Correlation Rules — Building Detection Logic in SIEM

Effective use of SIEM correlation rules requires a blend of both detection types, tailored to specific use cases and threat landscapes. Multi-event rules often incorporate temporal relationships, sequence analysis, and contextual information, making them more sophisticated but also more resource-intensive to design and tune.

Moreover, modern SIEMs support complex correlation logic through rule languages that allow chaining multiple conditions, aggregations, and time-based constraints. For example, tools like Splunk SPL or Elastic SIEM’s query DSL enable crafting nuanced rules that can detect intricate attack chains, such as reconnaissance followed by privilege escalation.

In summary, the primary difference lies in the scope and complexity of detection: single-event rules are quick to implement but limited in scope, whereas multi-event correlation rules offer deeper insights into attacker behavior but require meticulous crafting and ongoing tuning. Mastery over both types enhances a security team's ability to proactively defend enterprise assets and respond swiftly to emerging threats.

Rule Logic — Conditions, Thresholds, Aggregations & Time Windows

Developing effective SIEM correlation rules hinges on understanding and implementing precise rule logic. This logic encompasses conditions, thresholds, aggregations, and time windows — each playing a vital role in balancing detection sensitivity and false positive mitigation.

Conditions are the foundational criteria that must be met for a rule to trigger.
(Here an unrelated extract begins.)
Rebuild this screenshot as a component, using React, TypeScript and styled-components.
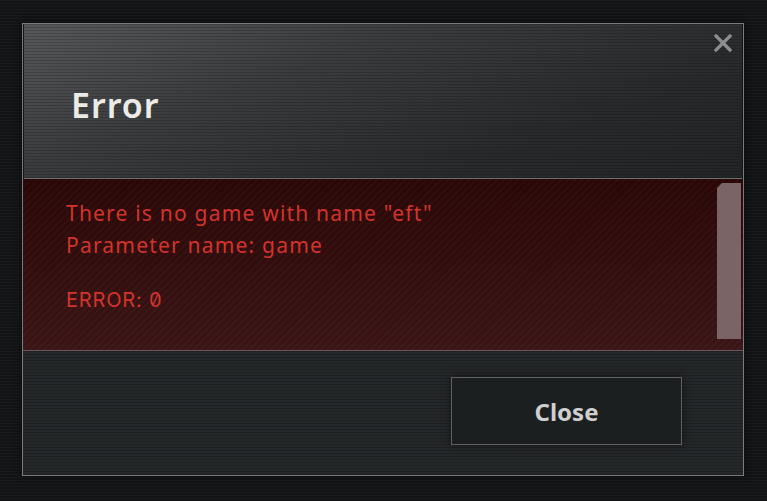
import styled, { createGlobalStyle } from 'styled-components';

const GlobalStyle = createGlobalStyle`
  html, body {
    margin: 0;
    padding: 0;
  }
  body {
    width: 767px;
    height: 501px;
    overflow: hidden;
    background-color: #111315;
    background-image: repeating-linear-gradient(
      180deg,
      rgba(255, 255, 255, 0.03) 0px,
      rgba(255, 255, 255, 0.03) 1px,
      rgba(0, 0, 0, 0) 1px,
      rgba(0, 0, 0, 0) 3px
    );
    font-family: 'Noto Sans', 'DejaVu Sans', sans-serif;
  }
`;

export default () => {
  return (
    <>
      <GlobalStyle />
      <Page>
        <Dialog>
          <Header>
            <Title>Error</Title>
            <CloseIcon aria-label="close">
              <svg width="18" height="18" viewBox="0 0 18 18">
                <path
                  d="M2 2 L16 16 M16 2 L2 16"
                  stroke="#8e8e8e"
                  strokeWidth="3.2"
                  strokeLinecap="square"
                />
              </svg>
            </CloseIcon>
          </Header>
          <Body>
            <Message>
              <Line>There is no game with name "eft"</Line>
              <Line>Parameter name: game</Line>
              <Code>ERROR: 0</Code>
            </Message>
            <Scrollbar />
          </Body>
          <Footer>
            <Button>Close</Button>
          </Footer>
        </Dialog>
      </Page>
    </>
  );
};

const Page = styled.div`
  padding: 23px 0 0 22px;
`;

const Dialog = styled.div`
  width: 722px;
  height: 453px;
  box-sizing: border-box;
  border: 1px solid #7a7b7c;
  display: flex;
  flex-direction: column;
  box-shadow: 0 0 6px rgba(0, 0, 0, 0.6);
`;

const Header = styled.div`
  position: relative;
  height: 155px;
  box-sizing: border-box;
  border-bottom: 1px solid #6e6f70;
  margin: 0 1px;
  display: flex;
  align-items: center;
  padding-left: 47px;
  background-color: #2c2d2f;
  background-image: repeating-linear-gradient(
      180deg,
      rgba(0, 0, 0, 0.18) 0px,
      rgba(0, 0, 0, 0.18) 1px,
      rgba(0, 0, 0, 0) 1px,
      rgba(0, 0, 0, 0) 3px
    ),
    linear-gradient(160deg, #56585a 0%, #3b3c3e 35%, #2a2b2d 70%, #232426 100%);
`;

const Title = styled.div`
  font-size: 34px;
  font-weight: 600;
  letter-spacing: 1px;
  color: #ecebe8;
  margin-top: 8px;
`;

const CloseIcon = styled.div`
  position: absolute;
  top: 10px;
  right: 10px;
  width: 18px;
  height: 18px;
  display: flex;
`;

const Body = styled.div`
  height: 172px;
  box-sizing: border-box;
  border-bottom: 1px solid #6a5a5c;
  display: flex;
  background-color: #300c0c;
  background-image: repeating-linear-gradient(
      135deg,
      rgba(255, 255, 255, 0.025) 0px,
      rgba(255, 255, 255, 0.025) 2px,
      rgba(0, 0, 0, 0) 2px,
      rgba(0, 0, 0, 0) 5px
    ),
    linear-gradient(180deg, #2a0707 0%, #320d0d 50%, #3b1515 100%);
`;

const Message = styled.div`
  flex: 1;
  padding: 18px 0 0 43px;
  color: #d2342c;
  font-size: 21px;
  line-height: 32px;
  letter-spacing: 1.2px;
`;

const Line = styled.div``;

const Code = styled.div`
  margin-top: 23px;
  font-family: 'Inter', 'Noto Sans', sans-serif;
  font-variant-numeric: slashed-zero;
  font-size: 20px;
  letter-spacing: 0.8px;
`;

const Scrollbar = styled.div`
  width: 24px;
  margin: 4px 2px 11px 0;
  background: #7b6466;
  clip-path: polygon(5px 0, 100% 0, 100% 100%, 0 100%, 0 5px);
`;

const Footer = styled.div`
  flex: 1;
  display: flex;
  justify-content: flex-end;
  align-items: flex-start;
  padding: 26px 61px 0 0;
  background-color: #25282a;
  background-image: repeating-linear-gradient(
    180deg,
    rgba(0, 0, 0, 0.22) 0px,
    rgba(0, 0, 0, 0.22) 1px,
    rgba(0, 0, 0, 0) 1px,
    rgba(0, 0, 0, 0) 3px
  );
`;

const Button = styled.div`
  width: 231px;
  height: 68px;
  box-sizing: border-box;
  border: 1px solid #5f6162;
  background: #1c1f20;
  box-shadow: 0 0 8px rgba(0, 0, 0, 0.5);
  display: flex;
  align-items: center;
  justify-content: center;
  color: #cfcfcf;
  font-size: 24px;
  font-weight: 700;
`;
These include specific event attributes—such as source IP, destination port, username, or event type. For example, a condition might specify that an alert is generated if a login attempt occurs from an unusual geographic location or from a blacklisted IP address.

Thresholds define the quantitative limits that, when exceeded, activate the rule. Common thresholds include a number of failed login attempts within a certain period, such as five unsuccessful tries in 10 minutes. Thresholds help filter out benign activity and focus on potentially malicious behavior.
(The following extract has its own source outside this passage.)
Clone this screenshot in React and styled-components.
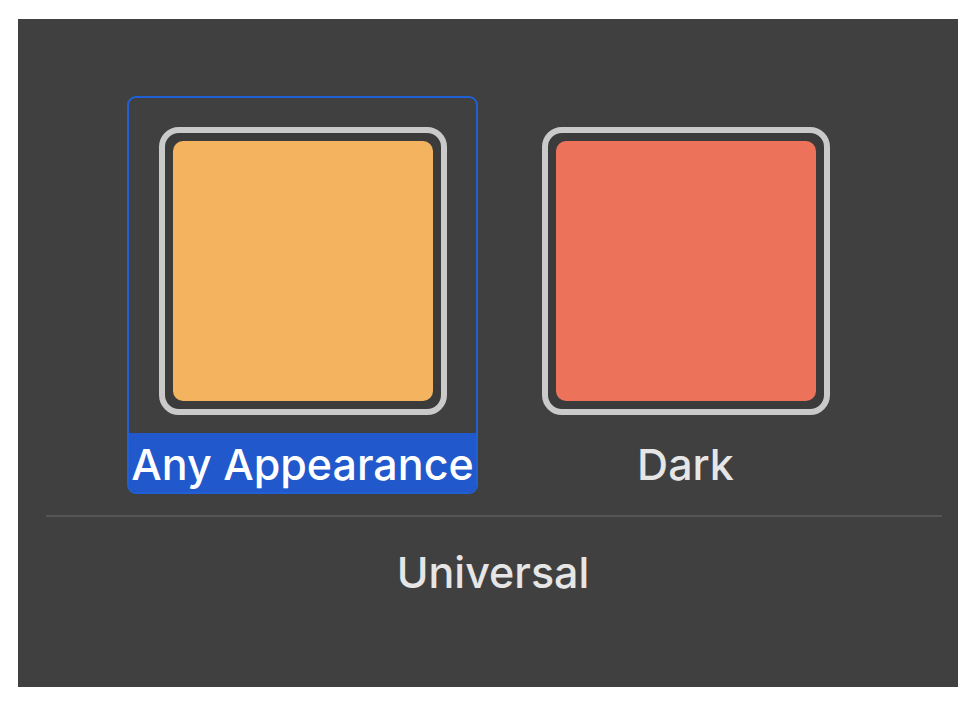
import React from "react";
import styled, { createGlobalStyle } from "styled-components";

const Global = createGlobalStyle`
  html, body { margin: 0; padding: 0; background: #ffffff; }
  body { font-family: Inter, "Noto Sans", "Liberation Sans", sans-serif; }
`;

const Panel = styled.div`
  margin: 19px 0 0 18px;
  width: 940px;
  height: 668px;
  background: #404040;
  box-sizing: border-box;
  padding-top: 77px;
  display: flex;
  flex-direction: column;
`;

const Row = styled.div`
  display: flex;
  gap: 32px;
  padding-left: 109px;
`;

const Item = styled.div`
  width: 351px;
  height: 398px;
  box-sizing: border-box;
  border: 2px solid ${(p) => (p.$selected ? "#2060d6" : "transparent")};
  border-radius: 9px;
  display: flex;
  flex-direction: column;
  align-items: center;
  padding-top: 29px;
  overflow: hidden;
`;

const Swatch = styled.div`
  width: 288px;
  height: 288px;
  box-sizing: border-box;
  border: 6px solid #cacaca;
  border-radius: 20px;
  padding: 8px;
  background: #3b3b3b;
  display: flex;
`;

const Fill = styled.div`
  flex: 1;
  border-radius: 10px;
  background: ${(p) => p.$color};
`;

const Label = styled.div`
  margin-top: 18px;
  align-self: stretch;
  flex: 1;
  background: ${(p) => (p.$selected ? "#2158cc" : "transparent")};
  color: ${(p) => (p.$selected ? "#ffffff" : "#e6e6e6")};
  font-size: 43px;
  font-weight: 500;
  line-height: 1;
  display: flex;
  align-items: center;
  justify-content: center;
  padding-top: 4px;
  white-space: nowrap;
`;

const Divider = styled.div`
  margin: 21px 16px 0 28px;
  height: 2px;
  background: #555555;
`;

const Footer = styled.div`
  margin-top: 34px;
  padding-left: 10px;
  text-align: center;
  color: #e6e6e6;
  font-size: 43px;
  font-weight: 500;
  line-height: 1;
`;

const items = [
  { label: "Any Appearance", color: "#f3b35f", selected: true },
  { label: "Dark", color: "#ec725a", selected: false },
];

export default function App() {
  return (
    <>
      <Global />
      <Panel>
        <Row>
          {items.map((it) => (
            <Item key={it.label} $selected={it.selected}>
              <Swatch>
                <Fill $color={it.color} />
              </Swatch>
              <Label $selected={it.selected}>{it.label}</Label>
            </Item>
          ))}
        </Row>
        <Divider />
        <Footer>Universal</Footer>
      </Panel>
    </>
  );
}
Aggregations involve combining multiple events based on shared attributes to identify patterns. For example, aggregating login attempts per user or per IP address can reveal brute-force attack patterns. Many SIEMs support aggregation functions like count(), sum(), or unique count() to facilitate this process.

Time Windows specify the temporal scope over which events are evaluated. For example, a rule might trigger if more than three failed logins occur within 5 minutes. Properly tuning time windows ensures timely detection without overwhelming analysts with false alarms. Time windows can be fixed (e.g., 10 minutes) or sliding (e.g., last 5 minutes), depending on the use case and SIEM platform capabilities.
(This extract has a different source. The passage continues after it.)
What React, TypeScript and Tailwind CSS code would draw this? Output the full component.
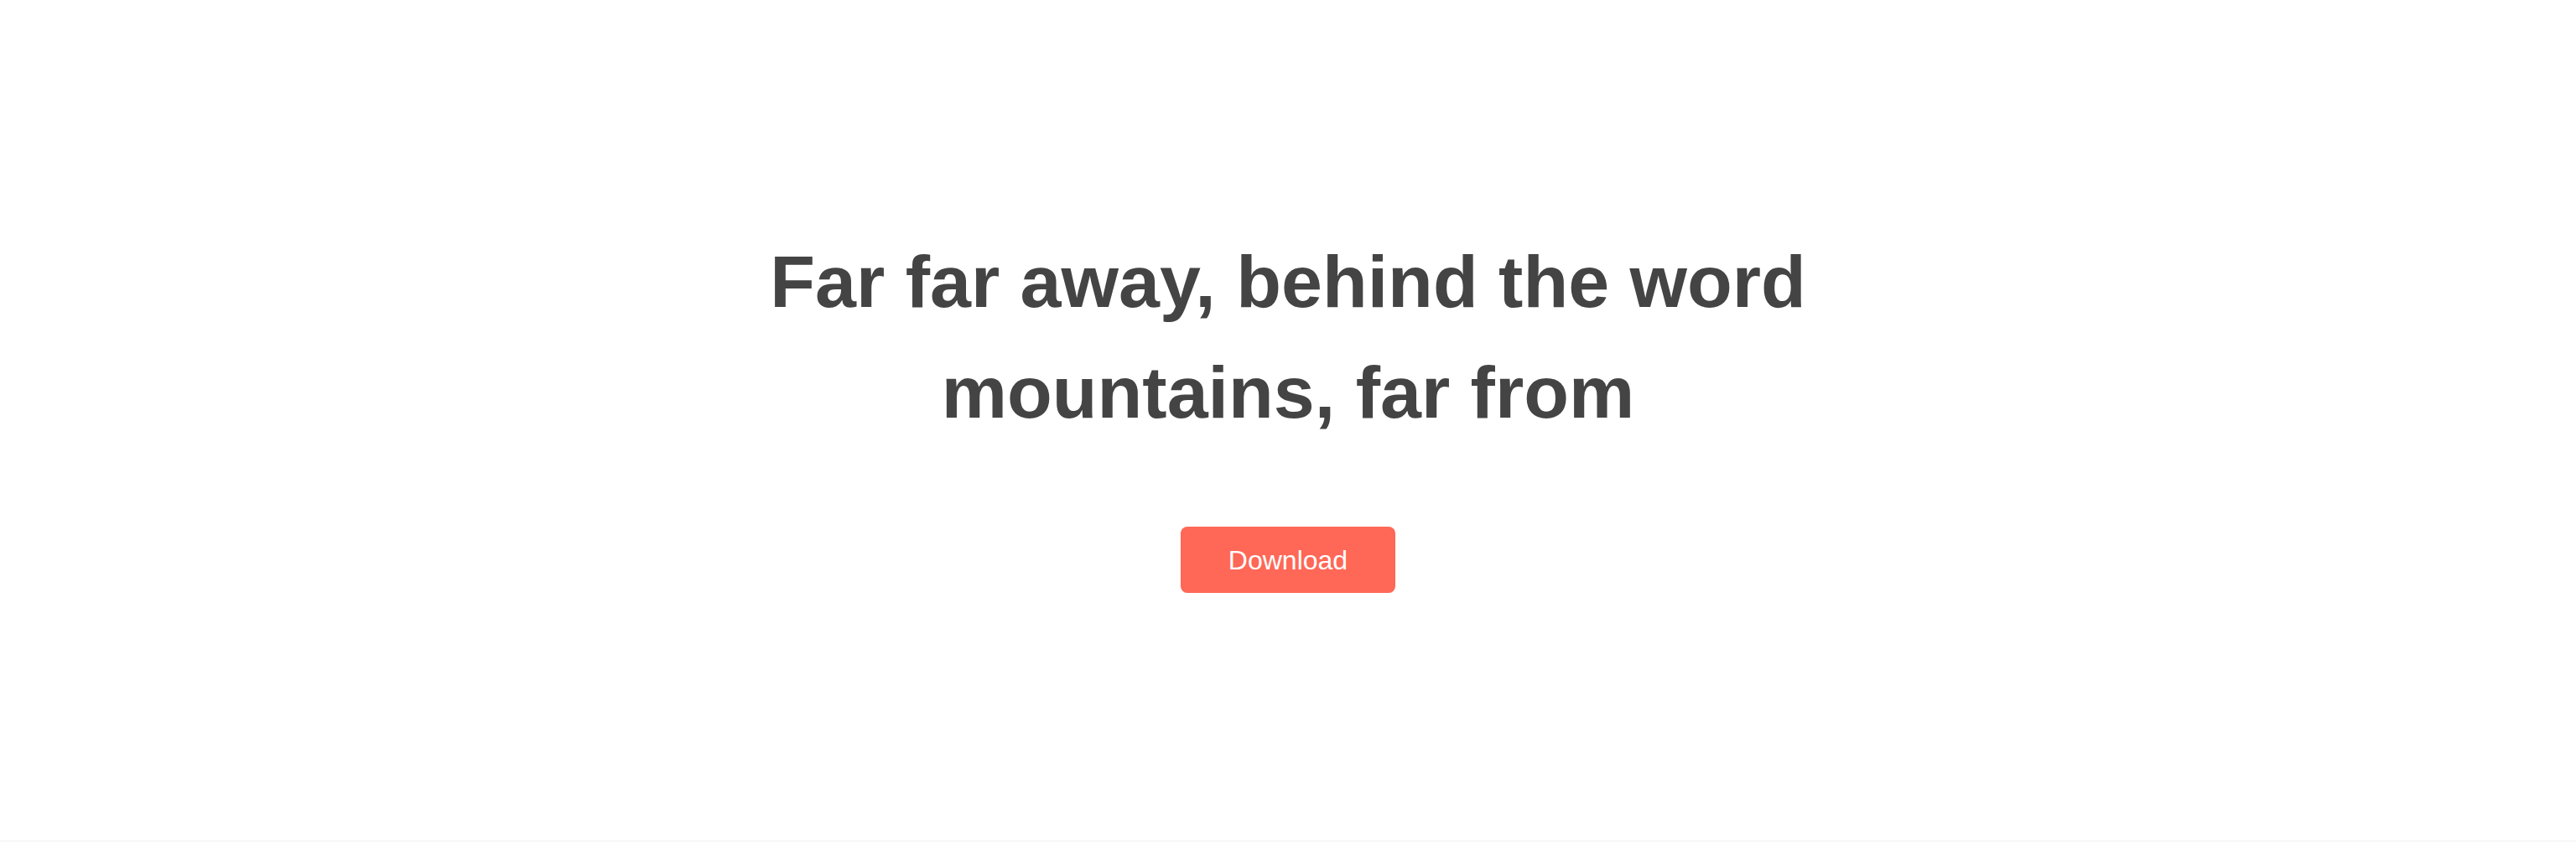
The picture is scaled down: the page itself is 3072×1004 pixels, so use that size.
export default function App() {
  return (
    <div className="w-full h-[1004px] bg-white flex flex-col overflow-hidden" style={{ fontFamily: '"Liberation Sans", Arial, sans-serif' }}>
      <section className="flex-1 flex flex-col items-center pt-[270px]">
        <h1 className="text-[88px] leading-[132px] font-bold text-[#444444] text-center w-[1400px]">
          Far far away, behind the word
          <br />
          mountains, far from
        </h1>
        <button className="mt-[94px] w-[256px] h-[79px] rounded-[8px] bg-[#ff6757] text-white text-[32px] font-normal">
          Download
        </button>
      </section>
      <div className="h-[2px] bg-[#f7f7f7]" />
    </div>
  );
}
To illustrate, consider a rule designed to detect brute-force attacks:

if (failed_logins.count() > 5) within 10 minutes from same IP address
then generate alert

This rule combines a condition (failed logins), an aggregation (count), and a time window (10 minutes) to identify suspicious activity. Similarly, for lateral movement detection, rules might analyze successful logins from a single host to multiple others over a defined period, incorporating multiple conditions and thresholds.

Advanced SIEMs allow chaining multiple conditions, using logical operators (AND, OR), and applying thresholds across different event types to craft highly specific detection logic. Properly designing these components reduces false positives, improves detection accuracy, and ensures security teams act swiftly on genuine threats.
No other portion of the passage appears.